On the sidelines of the meeting, the EU signed a pact with Vietnam that aims to tackle illegal logging and was to sign a free trade deal with Singapore.
The two-day meeting also was the backdrop for numerous bilateral meetings — EU foreign affairs chief Federica Mogherini discussed human rights violations in Cambodia and Myanmar with those countries’ representatives, while British Prime Minister Theresa May tried to talk up her nation’s post-Brexit relationship with China, South Korea and Singapore in meetings with officials from those countries.
In another of the meeting’s conclusions that ran counter to U.S. policy, European and Asian leaders praised the Iran nuclear deal — another multilateral initiative rejected by Trump.
“Preserving the nuclear deal with Iran is a matter of respecting international agreements, and promoting international security, peace and stability,” they said.
One region where the leaders in Brussels were more closely aligned with Trump was the Korean peninsula, where the U.S. president has been involved with efforts to end North Korea’s nuclear program. The statement in Brussels hailed efforts by South Korea and “other partners” to “achieve lasting peace and stability on a Korean Peninsula free of nuclear weapons.”
Rights groups and lawmakers had called on the European leaders to push their Asian counterparts on human rights, citing abuses in many Asian nations, including the Rohingya crisis in Myanmar and Bangladesh.
Buddhist-majority Myanmar’s military is accused of widespread rights violations against the Muslim Rohingya — including rape, murder, torture and burning villages — which has forced about 700,000 Rohingya to flee to Bangladesh since August 2017.

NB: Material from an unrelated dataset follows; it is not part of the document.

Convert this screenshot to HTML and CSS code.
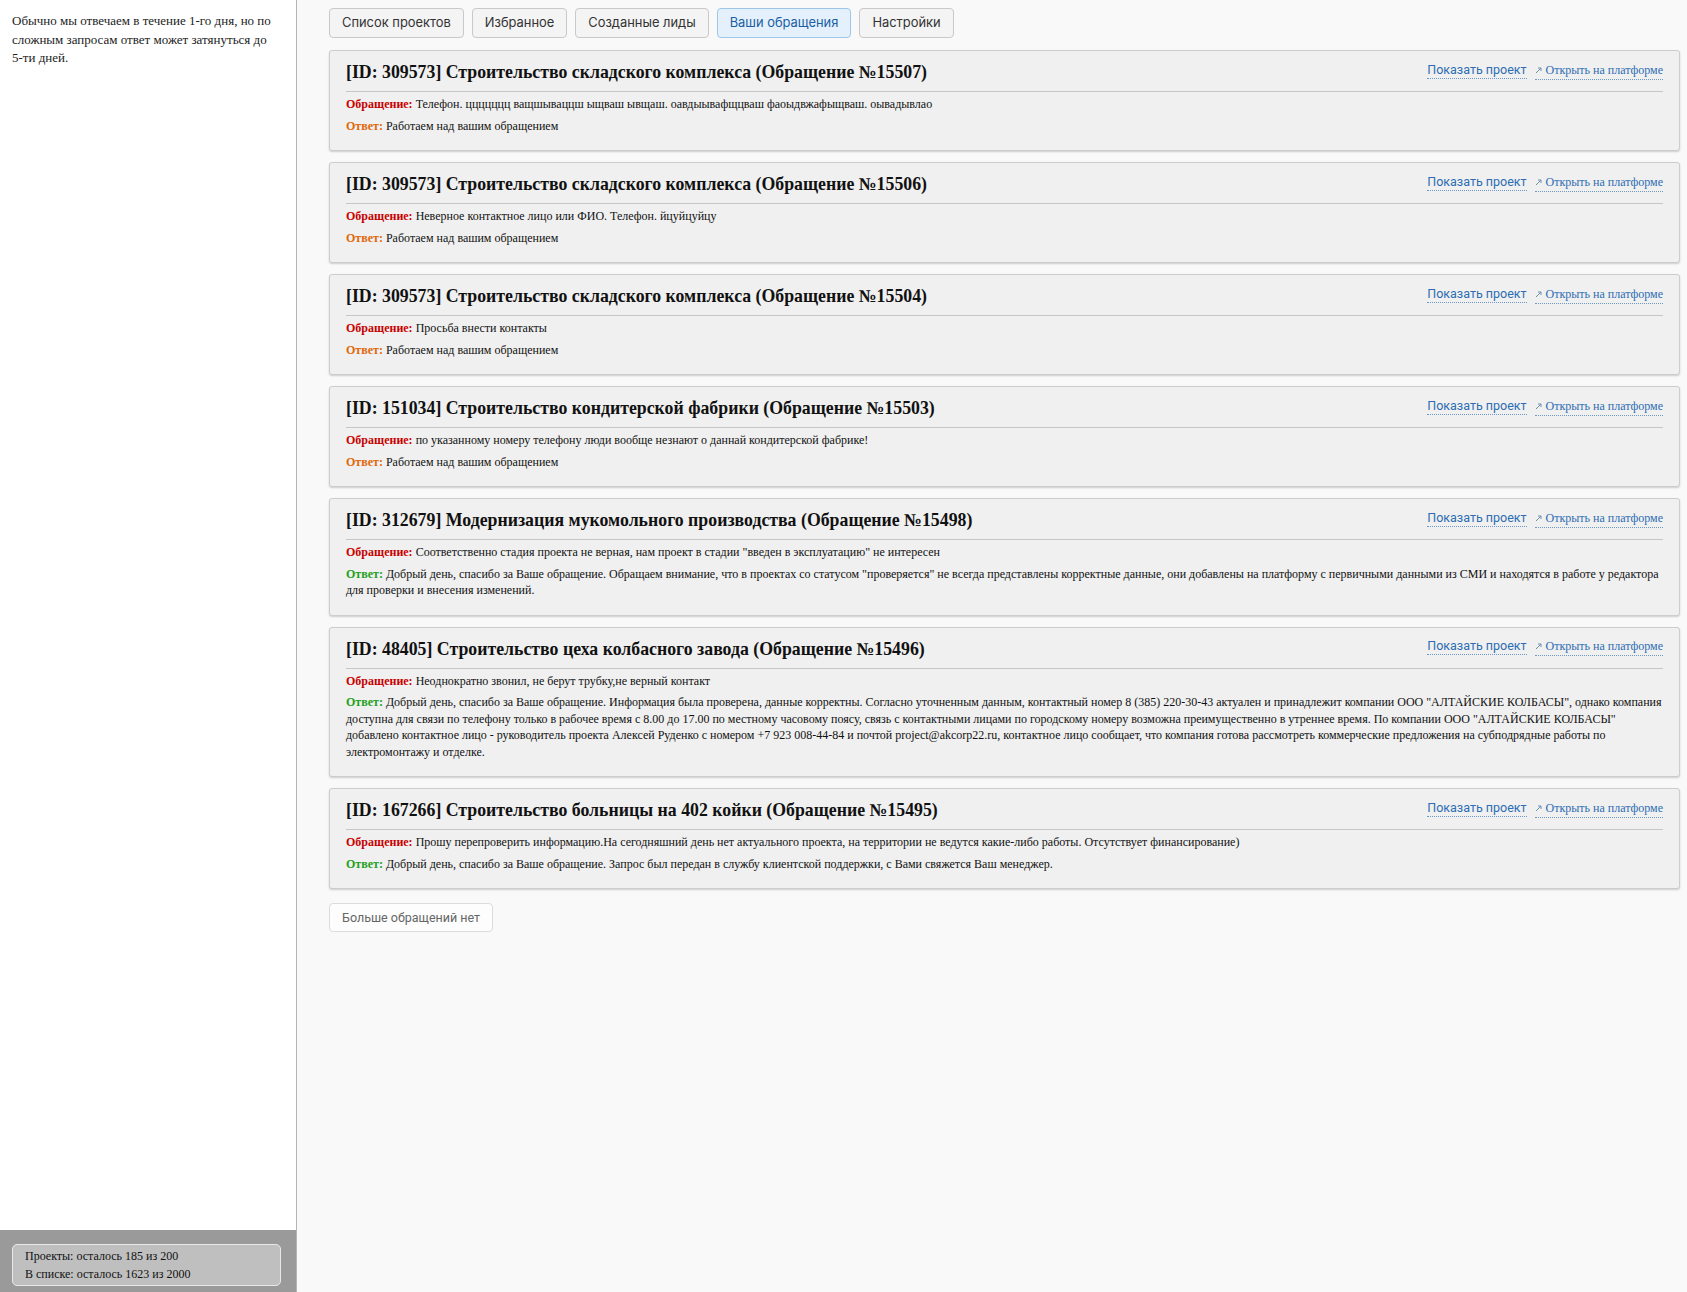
FILE: index.html
```html
<!DOCTYPE html>
<html lang="ru">
<head>
  <meta charset="UTF-8" />
  <title>Ваши обращения</title>
  <link rel="stylesheet" href="styles.css">
</head>
<body>

  <aside class="sidebar">
    <p class="sidebar-note">Обычно мы отвечаем в течение 1-го дня, но по сложным запросам ответ может затянуться до 5-ти дней.</p>
    <div class="limits">
      <div class="limits-box">
        <div>Проекты: осталось 185 из 200</div>
        <div>В списке: осталось 1623 из 2000</div>
      </div>
    </div>
  </aside>

  <main class="main">
    <nav class="tabs">
      <a class="tab" href="#">Список проектов</a>
      <a class="tab" href="#">Избранное</a>
      <a class="tab" href="#">Созданные лиды</a>
      <a class="tab active" href="#">Ваши обращения</a>
      <a class="tab" href="#">Настройки</a>
    </nav>

    <div class="card">
      <div class="card-head">
        <h2>[ID: 309573] Строительство складского комплекса (Обращение №15507)</h2>
        <div class="card-links">
          <a class="show-link" href="#">Показать проект</a>
          <a class="open-link" href="#"><svg width="7" height="7" viewBox="0 0 7 7"><path d="M1 6 L6 1 M3 1 H6 V4" fill="none" stroke="#6f8fb3" stroke-width="1"/></svg><span>Открыть на платформе</span></a>
        </div>
      </div>
      <div class="card-body">
        <p class="msg"><b class="q">Обращение:</b> Телефон. ццццццц ващшываццш ыщваш ывщаш. оавдыывафщцваш фаоыдвжафыщваш. оывадывлао</p>
        <p class="msg"><b class="a-wait">Ответ:</b> Работаем над вашим обращением</p>
      </div>
    </div>

    <div class="card">
      <div class="card-head">
        <h2>[ID: 309573] Строительство складского комплекса (Обращение №15506)</h2>
        <div class="card-links">
          <a class="show-link" href="#">Показать проект</a>
          <a class="open-link" href="#"><svg width="7" height="7" viewBox="0 0 7 7"><path d="M1 6 L6 1 M3 1 H6 V4" fill="none" stroke="#6f8fb3" stroke-width="1"/></svg><span>Открыть на платформе</span></a>
        </div>
      </div>
      <div class="card-body">
        <p class="msg"><b class="q">Обращение:</b> Неверное контактное лицо или ФИО. Телефон. йцуйцуйцу</p>
        <p class="msg"><b class="a-wait">Ответ:</b> Работаем над вашим обращением</p>
      </div>
    </div>

    <div class="card">
      <div class="card-head">
        <h2>[ID: 309573] Строительство складского комплекса (Обращение №15504)</h2>
        <div class="card-links">
          <a class="show-link" href="#">Показать проект</a>
          <a class="open-link" href="#"><svg width="7" height="7" viewBox="0 0 7 7"><path d="M1 6 L6 1 M3 1 H6 V4" fill="none" stroke="#6f8fb3" stroke-width="1"/></svg><span>Открыть на платформе</span></a>
        </div>
      </div>
      <div class="card-body">
        <p class="msg"><b class="q">Обращение:</b> Просьба внести контакты</p>
        <p class="msg"><b class="a-wait">Ответ:</b> Работаем над вашим обращением</p>
      </div>
    </div>

    <div class="card">
      <div class="card-head">
        <h2>[ID: 151034] Строительство кондитерской фабрики (Обращение №15503)</h2>
        <div class="card-links">
          <a class="show-link" href="#">Показать проект</a>
          <a class="open-link" href="#"><svg width="7" height="7" viewBox="0 0 7 7"><path d="M1 6 L6 1 M3 1 H6 V4" fill="none" stroke="#6f8fb3" stroke-width="1"/></svg><span>Открыть на платформе</span></a>
        </div>
      </div>
      <div class="card-body">
        <p class="msg"><b class="q">Обращение:</b> по указанному номеру телефону люди вообще незнают о даннай кондитерской фабрике!</p>
        <p class="msg"><b class="a-wait">Ответ:</b> Работаем над вашим обращением</p>
      </div>
    </div>

    <div class="card">
      <div class="card-head">
        <h2>[ID: 312679] Модернизация мукомольного производства (Обращение №15498)</h2>
        <div class="card-links">
          <a class="show-link" href="#">Показать проект</a>
          <a class="open-link" href="#"><svg width="7" height="7" viewBox="0 0 7 7"><path d="M1 6 L6 1 M3 1 H6 V4" fill="none" stroke="#6f8fb3" stroke-width="1"/></svg><span>Открыть на платформе</span></a>
        </div>
      </div>
      <div class="card-body">
        <p class="msg"><b class="q">Обращение:</b> Соответственно стадия проекта не верная, нам проект в стадии "введен в эксплуатацию" не интересен</p>
        <p class="msg"><b class="a-done">Ответ:</b> Добрый день, спасибо за Ваше обращение. Обращаем внимание, что в проектах со статусом "проверяется" не всегда представлены корректные данные, они добавлены на платформу с первичными данными из СМИ и находятся в работе у редактора для проверки и внесения изменений.</p>
      </div>
    </div>

    <div class="card">
      <div class="card-head">
        <h2>[ID: 48405] Строительство цеха колбасного завода (Обращение №15496)</h2>
        <div class="card-links">
          <a class="show-link" href="#">Показать проект</a>
          <a class="open-link" href="#"><svg width="7" height="7" viewBox="0 0 7 7"><path d="M1 6 L6 1 M3 1 H6 V4" fill="none" stroke="#6f8fb3" stroke-width="1"/></svg><span>Открыть на платформе</span></a>
        </div>
      </div>
      <div class="card-body">
        <p class="msg"><b class="q">Обращение:</b> Неоднократно звонил, не берут трубку,не верный контакт</p>
        <p class="msg"><b class="a-done">Ответ:</b> Добрый день, спасибо за Ваше обращение. Информация была проверена, данные корректны. Согласно уточненным данным, контактный номер 8 (385) 220-30-43 актуален и принадлежит компании ООО "АЛТАЙСКИЕ КОЛБАСЫ", однако компания доступна для связи по телефону только в рабочее время с 8.00 до 17.00 по местному часовому поясу, связь с контактными лицами по городскому номеру возможна преимущественно в утреннее время. По компании ООО "АЛТАЙСКИЕ КОЛБАСЫ" добавлено контактное лицо - руководитель проекта Алексей Руденко с номером +7 923 008-44-84 и почтой project@akcorp22.ru, контактное лицо сообщает, что компания готова рассмотреть коммерческие предложения на субподрядные работы по электромонтажу и отделке.</p>
      </div>
    </div>

    <div class="card">
      <div class="card-head">
        <h2>[ID: 167266] Строительство больницы на 402 койки (Обращение №15495)</h2>
        <div class="card-links">
          <a class="show-link" href="#">Показать проект</a>
          <a class="open-link" href="#"><svg width="7" height="7" viewBox="0 0 7 7"><path d="M1 6 L6 1 M3 1 H6 V4" fill="none" stroke="#6f8fb3" stroke-width="1"/></svg><span>Открыть на платформе</span></a>
        </div>
      </div>
      <div class="card-body">
        <p class="msg"><b class="q">Обращение:</b> Прошу перепроверить информацию.На сегодняшний день нет актуального проекта, на территории не ведутся какие-либо работы. Отсутствует финансирование)</p>
        <p class="msg"><b class="a-done">Ответ:</b> Добрый день, спасибо за Ваше обращение. Запрос был передан в службу клиентской поддержки, с Вами свяжется Ваш менеджер.</p>
      </div>
    </div>

    <button class="more-btn">Больше обращений нет</button>
  </main>

</body>
</html>
```

FILE: styles.css
```css
* { margin: 0; padding: 0; box-sizing: border-box; }

body {
  font-family: "Liberation Serif", "Times New Roman", serif;
  background: #f9f9f9;
  color: #111;
  display: flex;
  min-height: 100vh;
}

/* left column */
.sidebar {
  width: 297px;
  flex-shrink: 0;
  height: 100vh;
  background: #fff;
  border-right: 1px solid #b4b4b4;
  display: flex;
  flex-direction: column;
}

.sidebar-note {
  padding: 12px 18px 12px 12px;
  font-size: 13px;
  line-height: 18.5px;
  color: #222;
}

.limits {
  margin-top: auto;
  background: #9a9a9a;
  padding: 14px 15px 6px 12px;
  height: 62px;
}

.limits-box {
  background: #bfbfbf;
  border: 1px solid #e8e8e8;
  border-radius: 5px;
  padding: 2px 12px;
  font-size: 12px;
  line-height: 18px;
  color: #111;
}

/* right column */
.main {
  flex: 1;
  padding: 8px 7px 30px 32px;
}

.tabs {
  display: flex;
  gap: 8px;
  margin-bottom: 12px;
}

.tab {
  font-family: Inter, Roboto, "Liberation Sans", sans-serif;
  font-size: 12.9px;
  color: #333;
  text-decoration: none;
  height: 30px;
  line-height: 28px;
  padding: 0 12px;
  background: #f4f4f4;
  border: 1px solid #c9c9c9;
  border-radius: 4px;
}

.tab.active {
  background: #e4f1fc;
  border-color: #9cc6ea;
  color: #1b5ea3;
}

.card {
  background: #f0f0f0;
  border: 1px solid #cdcdcd;
  border-radius: 3px;
  box-shadow: 0 1px 2px rgba(0, 0, 0, 0.18);
  padding: 9px 16px 16px 16px;
  margin-bottom: 11px;
}

.card-head {
  display: flex;
  justify-content: space-between;
  align-items: center;
  padding-bottom: 7px;
  border-bottom: 1px solid #c6c6c6;
}

.card-head h2 {
  font-size: 17.8px;
  line-height: 24px;
  font-weight: bold;
  color: #111;
}

.card-links {
  display: flex;
  align-items: baseline;
  gap: 8px;
  margin-top: -3px;
}

.show-link {
  font-family: Roboto, "Liberation Sans", sans-serif;
  font-size: 12.5px;
  color: #2c6db3;
  text-decoration: none;
  border-bottom: 1px dotted #6b97c9;
  padding-bottom: 1px;
}

.open-link {
  font-size: 12px;
  color: #2c6db3;
  text-decoration: none;
  border-bottom: 1px dotted #6b97c9;
  padding-bottom: 1px;
}

.open-link svg {
  margin-right: 4px;
}

.card-body {
  padding-top: 4px;
}

.msg {
  font-size: 12px;
  line-height: 16.5px;
  margin-top: 5px;
}

.msg:first-child {
  margin-top: 0;
}

.q { color: #c80000; }
.a-wait { color: #e0680a; }
.a-done { color: #23a020; }

.more-btn {
  font-family: Roboto, "Liberation Sans", sans-serif;
  font-size: 12.5px;
  color: #666;
  background: #fdfdfd;
  border: 1px solid #dcdcdc;
  border-radius: 4px;
  height: 29px;
  padding: 0 12px;
  margin-top: 3px;
}
```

Without mentioning the Rohingya by name, the leaders underscored the need to pave the way for the “safe, voluntary, dignified and sustainable return of displaced persons to Rakhine State” in Myanmar.
A U.N. mission reported last month that at least 10,000 Rohingya are believed to have died in the violence. The U.N. has called for Myanmar’s top military generals to be prosecuted for genocide and crimes against humanity for their treatment of the Rohingya.